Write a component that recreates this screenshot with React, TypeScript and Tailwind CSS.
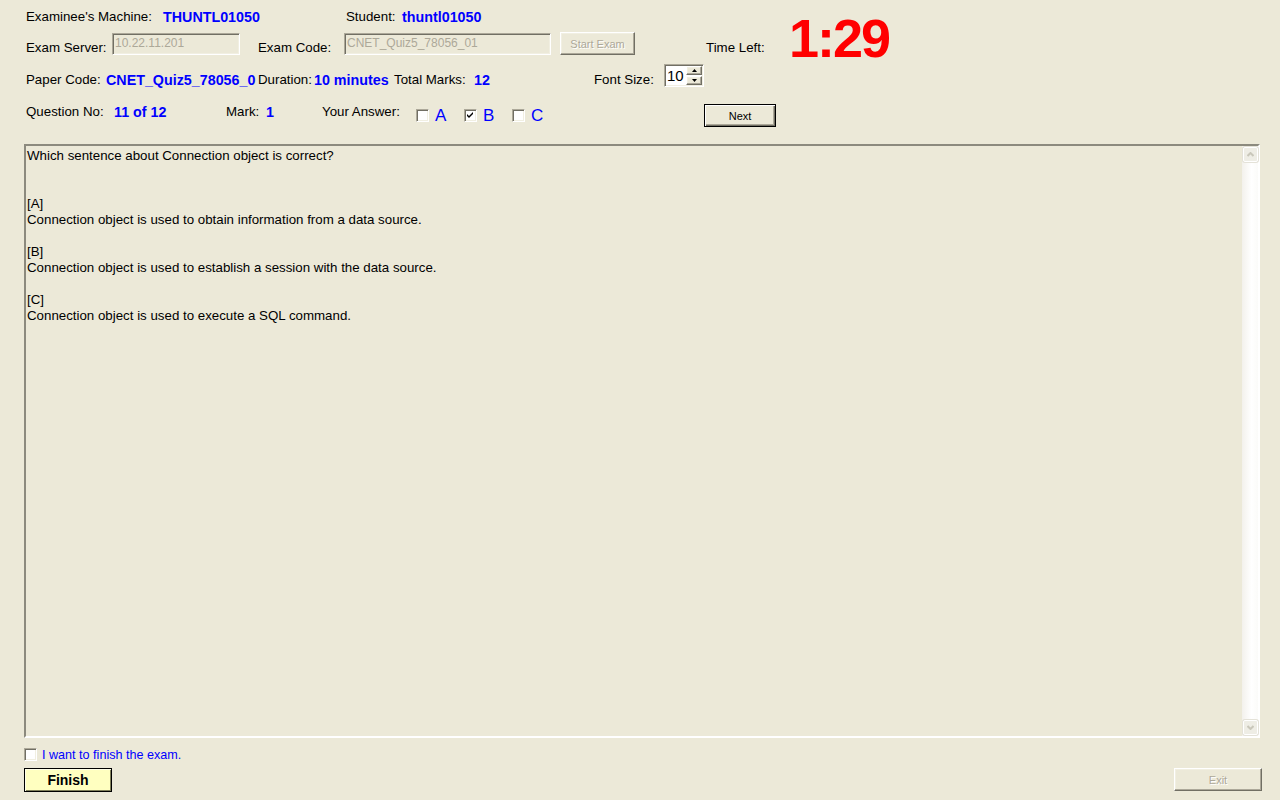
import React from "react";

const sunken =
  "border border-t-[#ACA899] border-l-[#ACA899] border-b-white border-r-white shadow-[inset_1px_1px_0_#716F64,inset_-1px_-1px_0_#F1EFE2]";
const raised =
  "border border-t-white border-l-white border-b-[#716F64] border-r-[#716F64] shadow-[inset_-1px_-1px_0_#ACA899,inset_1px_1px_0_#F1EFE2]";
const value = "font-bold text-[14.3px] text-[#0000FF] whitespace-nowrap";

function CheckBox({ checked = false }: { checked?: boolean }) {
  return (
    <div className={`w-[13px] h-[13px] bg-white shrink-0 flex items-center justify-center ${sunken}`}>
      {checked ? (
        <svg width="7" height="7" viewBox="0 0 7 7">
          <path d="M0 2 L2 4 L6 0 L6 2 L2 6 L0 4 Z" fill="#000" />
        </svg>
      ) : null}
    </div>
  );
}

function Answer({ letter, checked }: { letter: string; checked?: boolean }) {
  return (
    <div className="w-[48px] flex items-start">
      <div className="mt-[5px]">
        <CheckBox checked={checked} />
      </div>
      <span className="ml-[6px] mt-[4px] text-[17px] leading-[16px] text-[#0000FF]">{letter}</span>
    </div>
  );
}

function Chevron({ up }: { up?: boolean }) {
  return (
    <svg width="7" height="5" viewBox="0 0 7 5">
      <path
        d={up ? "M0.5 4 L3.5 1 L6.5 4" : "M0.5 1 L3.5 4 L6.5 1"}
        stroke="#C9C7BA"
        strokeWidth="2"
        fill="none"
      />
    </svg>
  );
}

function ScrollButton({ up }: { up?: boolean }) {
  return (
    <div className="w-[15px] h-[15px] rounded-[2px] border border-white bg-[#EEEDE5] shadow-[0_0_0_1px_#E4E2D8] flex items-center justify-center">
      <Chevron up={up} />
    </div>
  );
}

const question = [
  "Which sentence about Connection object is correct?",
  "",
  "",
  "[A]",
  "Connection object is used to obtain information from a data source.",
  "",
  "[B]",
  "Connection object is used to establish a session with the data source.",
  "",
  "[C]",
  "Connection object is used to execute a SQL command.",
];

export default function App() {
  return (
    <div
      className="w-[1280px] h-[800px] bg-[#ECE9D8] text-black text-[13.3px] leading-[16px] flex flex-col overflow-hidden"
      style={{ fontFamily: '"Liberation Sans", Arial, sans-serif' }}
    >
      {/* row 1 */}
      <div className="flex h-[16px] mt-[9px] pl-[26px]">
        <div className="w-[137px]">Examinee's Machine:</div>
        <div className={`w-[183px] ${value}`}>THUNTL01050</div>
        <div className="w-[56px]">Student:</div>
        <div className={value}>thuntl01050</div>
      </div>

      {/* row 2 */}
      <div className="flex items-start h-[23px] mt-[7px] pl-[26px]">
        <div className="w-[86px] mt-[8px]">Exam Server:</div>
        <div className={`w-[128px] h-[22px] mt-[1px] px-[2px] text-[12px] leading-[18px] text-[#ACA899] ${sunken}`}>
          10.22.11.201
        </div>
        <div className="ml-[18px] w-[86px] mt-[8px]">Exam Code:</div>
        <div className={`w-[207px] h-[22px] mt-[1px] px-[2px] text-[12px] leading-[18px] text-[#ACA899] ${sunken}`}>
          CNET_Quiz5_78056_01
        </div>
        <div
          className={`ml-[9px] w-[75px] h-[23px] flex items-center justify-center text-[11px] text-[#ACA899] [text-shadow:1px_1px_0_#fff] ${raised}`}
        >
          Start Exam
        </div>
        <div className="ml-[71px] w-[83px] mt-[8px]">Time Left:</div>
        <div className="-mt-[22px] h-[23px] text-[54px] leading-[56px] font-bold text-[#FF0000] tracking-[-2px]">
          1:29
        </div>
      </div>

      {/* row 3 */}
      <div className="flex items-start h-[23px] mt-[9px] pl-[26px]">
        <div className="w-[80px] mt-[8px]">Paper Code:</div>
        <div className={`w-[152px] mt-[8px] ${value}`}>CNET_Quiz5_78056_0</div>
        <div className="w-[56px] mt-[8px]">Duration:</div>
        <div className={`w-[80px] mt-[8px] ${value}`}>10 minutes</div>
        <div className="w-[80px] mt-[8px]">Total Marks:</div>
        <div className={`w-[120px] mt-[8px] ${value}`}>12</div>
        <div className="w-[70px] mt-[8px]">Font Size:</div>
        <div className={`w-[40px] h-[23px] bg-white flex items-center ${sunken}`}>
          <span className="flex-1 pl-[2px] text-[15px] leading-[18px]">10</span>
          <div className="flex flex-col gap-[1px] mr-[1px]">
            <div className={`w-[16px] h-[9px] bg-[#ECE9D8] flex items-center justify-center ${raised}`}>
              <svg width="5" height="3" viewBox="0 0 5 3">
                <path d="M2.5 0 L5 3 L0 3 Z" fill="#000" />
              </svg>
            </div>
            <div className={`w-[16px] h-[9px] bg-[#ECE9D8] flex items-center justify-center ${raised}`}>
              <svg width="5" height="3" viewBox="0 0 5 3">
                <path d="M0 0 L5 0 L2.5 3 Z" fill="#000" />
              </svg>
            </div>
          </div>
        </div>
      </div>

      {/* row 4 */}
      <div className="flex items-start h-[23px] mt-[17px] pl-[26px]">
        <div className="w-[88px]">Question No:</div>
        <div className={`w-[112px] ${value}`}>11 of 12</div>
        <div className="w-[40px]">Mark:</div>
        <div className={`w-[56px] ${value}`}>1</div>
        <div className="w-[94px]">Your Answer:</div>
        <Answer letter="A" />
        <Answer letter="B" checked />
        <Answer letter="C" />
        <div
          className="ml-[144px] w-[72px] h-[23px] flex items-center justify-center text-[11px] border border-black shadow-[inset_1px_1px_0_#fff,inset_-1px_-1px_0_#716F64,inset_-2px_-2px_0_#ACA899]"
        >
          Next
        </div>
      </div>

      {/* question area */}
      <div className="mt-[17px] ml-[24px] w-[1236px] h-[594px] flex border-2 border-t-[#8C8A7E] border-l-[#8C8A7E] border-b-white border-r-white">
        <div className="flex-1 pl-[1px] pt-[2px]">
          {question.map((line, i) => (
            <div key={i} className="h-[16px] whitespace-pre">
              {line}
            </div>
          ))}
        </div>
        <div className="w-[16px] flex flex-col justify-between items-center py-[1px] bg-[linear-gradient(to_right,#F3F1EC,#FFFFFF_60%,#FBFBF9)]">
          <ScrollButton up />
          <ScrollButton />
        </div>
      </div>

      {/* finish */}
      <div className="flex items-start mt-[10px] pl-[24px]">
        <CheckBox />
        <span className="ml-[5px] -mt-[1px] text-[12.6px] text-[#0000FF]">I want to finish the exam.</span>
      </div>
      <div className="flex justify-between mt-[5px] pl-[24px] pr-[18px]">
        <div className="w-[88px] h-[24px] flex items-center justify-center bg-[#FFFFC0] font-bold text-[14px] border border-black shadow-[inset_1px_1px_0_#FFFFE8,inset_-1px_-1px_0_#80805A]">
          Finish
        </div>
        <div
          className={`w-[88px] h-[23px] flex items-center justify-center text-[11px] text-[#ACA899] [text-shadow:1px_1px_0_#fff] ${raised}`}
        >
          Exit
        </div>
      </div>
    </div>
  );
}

·····

**Goal:** Skip the pictures and restate exactly the lines from the beginning of the listing to the line with "import React from", that line included.

**Exercise response:**
Write a component that recreates this screenshot with React, TypeScript and Tailwind CSS.
import React from "react";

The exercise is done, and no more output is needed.